Globally there is a heightened awareness and concern for our environment that seems to conflict with our consumer driven economies. Turbidity is a socially relevant and timely film with Amnesty International and the United Nations recently condemning the disaster as a “ breach of human rights.” Thousands of Canadians are aware of the Mt. Polley mine disaster and continue to watch the story unfold. Recent permits allow for a continuous discharge of tailings water into Quesnel Lake. Tailings ponds throughout Canada and internationally are not only a threat to the environment the clean up costs are being passed on to taxpayers. The film’s message and subtext will be self evident and clear without being overtly political. It is my hope to reveal the deeper story of humankind’s tenuous but vital bond with the natural world. While the basic news value of the Mt Polley mine disaster is important, I have seen deeper, more intimate stories emerge in its aftermath. The stories are told by looking into the eyes of those affected, seeing the resilience of nature and listening to the awe-inspiring silence of a very special place. These are the stories that will resonate with viewers. Most of us know nature plays an important role in our lives. Memories from childhood can become an indelible part of who we are. It seems at times mother nature is like the doting parent of a spoiled child. No matter the transgression she forgives and opens her arms with unconditional love. We can only hope she continues to forgive us.
Robert E Moberg
Risks and challenges
I have immersed myself in many facets of independent filmmaking including acting, writing, directing and producing for almost two decades. My passion for wildlife conservation and environmental awareness has been demonstrated with the feature documentary, “Bighorns at the Junction”. https://vimeo.com/130399885 This very personal film, shot on location near Williams Lake, BC is being recognized for its engaging narrative and has been acquired by the CBC. Filmed over a two year period in the rare grasslands of the Chilcotin in British Columbia, it is as much a story about the filmmakers life changing reconnection with nature as it is about the declining Bighorn herds in the area. To date, it has won best environmental film at the Cayman International Film Festival, been selected for screening by the Wildlife Conservation Film Festival in New York and nominated for best cinematography by the Sunrise Film Festival in Nova Scotia. My most recent documentary “Giants Among Us - Rick Hansen and the Great White Sturgeon” https://vimeo.com/198250938 has been acquired for broadcast by the CBC Documentary Channel. We follow the incredible journey of a 150 year old sturgeon living in BC’s Fraser river as Rick Hansen and others work to save her species. My hope is to continue making films that make a difference by exploring stories set in the world of nature. Films that draw our thoughts and ultimately our actions away from an unsustainable, consumer driven world. Stories that highlight individuals from all walks of life working to make a better world for us all.

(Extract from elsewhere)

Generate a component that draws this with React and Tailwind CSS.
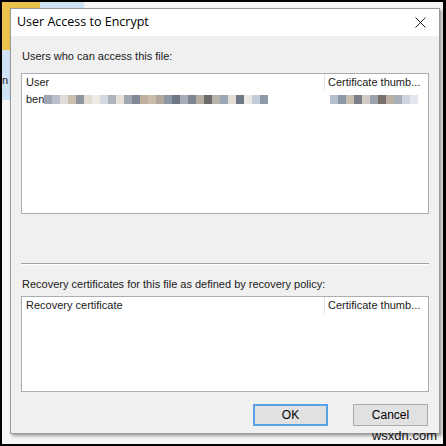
import React from 'react';

const userBlur = [
  'bg-[#9fa9b6]', 'bg-[#b9c0ca]', 'bg-[#e0ddd8]', 'bg-[#cdbfae]', 'bg-[#8e959f]', 'bg-[#e2dcd2]', 'bg-[#eeebe6]',
  'bg-[#d3d9e1]', 'bg-[#aeb4bd]', 'bg-[#e6e1d9]', 'bg-[#9ea7b2]', 'bg-[#7f8894]', 'bg-[#c0b19e]', 'bg-[#c9bdae]',
  'bg-[#b0a89d]', 'bg-[#8c97a6]', 'bg-[#6f7784]', 'bg-[#a5aeb9]', 'bg-[#7d8794]', 'bg-[#b7aea2]', 'bg-[#6d6a6a]',
  'bg-[#b8b3ab]', 'bg-[#9aa6b5]', 'bg-[#e3ddd3]', 'bg-[#6f7886]', 'bg-[#ece9e4]', 'bg-[#c3ccd7]', 'bg-[#8f9aa8]',
];

const certBlur = [
  'bg-[#b4c0cf]', 'bg-[#8d98a8]', 'bg-[#c9bfb1]', 'bg-[#7b7f88]', 'bg-[#d2cdc6]', 'bg-[#9ba3ae]',
  'bg-[#7a6f6a]', 'bg-[#b9b0a3]', 'bg-[#a7aeb8]', 'bg-[#cfd5de]', 'bg-[#e4e8ee]',
];

const Blur = ({ cells }) => (
  <div className="flex h-[9px]">
    {cells.map((c, i) => (
      <div key={i} className={`${c} w-[8px] h-full`} />
    ))}
  </div>
);

const ListBox = ({ first, height, children }) => (
  <div className={`bg-white border border-[#abadb3] ${height}`}>
    <div className="flex h-[17px] items-center">
      <div className="w-[303px] pl-[4px] border-r border-[#e5e5e5] h-full flex items-center">{first}</div>
      <div className="pl-[3px]">Certificate thumb...</div>
    </div>
    {children}
  </div>
);

export default function App() {
  return (
    <div className="w-[446px] h-[446px] bg-black pt-[2px] pl-[2px] pr-[3px] pb-[2px]">
      <div className="relative w-full h-full bg-[#f6f6f6] overflow-hidden" style={{ fontFamily: '"Liberation Sans", Arial, sans-serif' }}>
        {/* desktop behind the dialog */}
        <div className="absolute left-0 top-0 w-[38px] h-[48px] bg-[#e9c14c]" />
        <div className="absolute left-[38px] top-0 w-[44px] h-[8px] bg-[#cfe3f4]" />
        <div className="absolute left-0 top-[48px] w-[8px] h-[50px] bg-[#cfe3f4]" />
        <div className="absolute left-[0px] top-[72px] text-[11px] leading-[12px] text-[#222]">n</div>

        <div className="relative ml-[8px] mt-[6px] w-[430px] h-[426px] border border-[#9a9a9a] bg-[#f0f0f0] shadow-[2px_2px_3px_rgba(0,0,0,0.35)] flex flex-col text-[11px] text-[#1a1a1a]">
          <div className="h-[27px] bg-white flex items-center justify-between pl-[6px] pr-[13px] shrink-0">
            <span className="text-[12.5px] text-black" style={{ fontFamily: '"Open Sans", sans-serif' }}>User Access to Encrypt</span>
            <svg width="11" height="11" viewBox="0 0 11 11" className="text-[#222]">
              <path d="M0.5 0.5L10.5 10.5M10.5 0.5L0.5 10.5" stroke="currentColor" strokeWidth="1" />
            </svg>
          </div>

          <div className="flex flex-col px-[10px] pt-[13px]">
            <div className="pl-[1px] h-[14px] leading-[14px]">Users who can access this file:</div>
            <div className="mt-[10px]">
              <ListBox first="User" height="h-[141px]">
                <div className="flex items-center h-[16px]">
                  <div className="w-[303px] pl-[4px] flex items-center">
                    <span>ben</span>
                    <Blur cells={userBlur} />
                  </div>
                  <div className="pl-[5px]">
                    <Blur cells={certBlur} />
                  </div>
                </div>
              </ListBox>
            </div>

            <div className="mt-[49px] h-[2px] border-t border-[#a0a0a0] border-b border-b-white" />

            <div className="mt-[12px] pl-[1px] h-[14px] leading-[14px]">Recovery certificates for this file as defined by recovery policy:</div>
            <div className="mt-[5px]">
              <ListBox first="Recovery certificate" height="h-[96px]" />
            </div>

            <div className="mt-[12px] flex justify-end gap-[25px] pr-[1px]">
              <button className="w-[75px] h-[22px] bg-[#e1e1e1] border-2 border-[#5aa0e6] text-[12px] text-black">OK</button>
              <button className="w-[75px] h-[22px] bg-[#e1e1e1] border border-[#adadad] text-[12px] text-black">Cancel</button>
            </div>
          </div>
        </div>

        <div className="absolute right-[6px] bottom-[2px] text-[13px] text-[#111] leading-none">wsxdn.com</div>
      </div>
    </div>
  );
}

Producing a feature documentary on a small budget is not an easy task. I know the challenges ahead but I am committed to completing this film. I live very near to the locations I will be filming so travel and accommodation costs will be minimal. I own most of the gear I need and have the proven technical skills to complete a broadcast ready film. This is a passion project - we should not forget about environmental disasters just because they fall out of the news cycle.
We can make a difference... Together.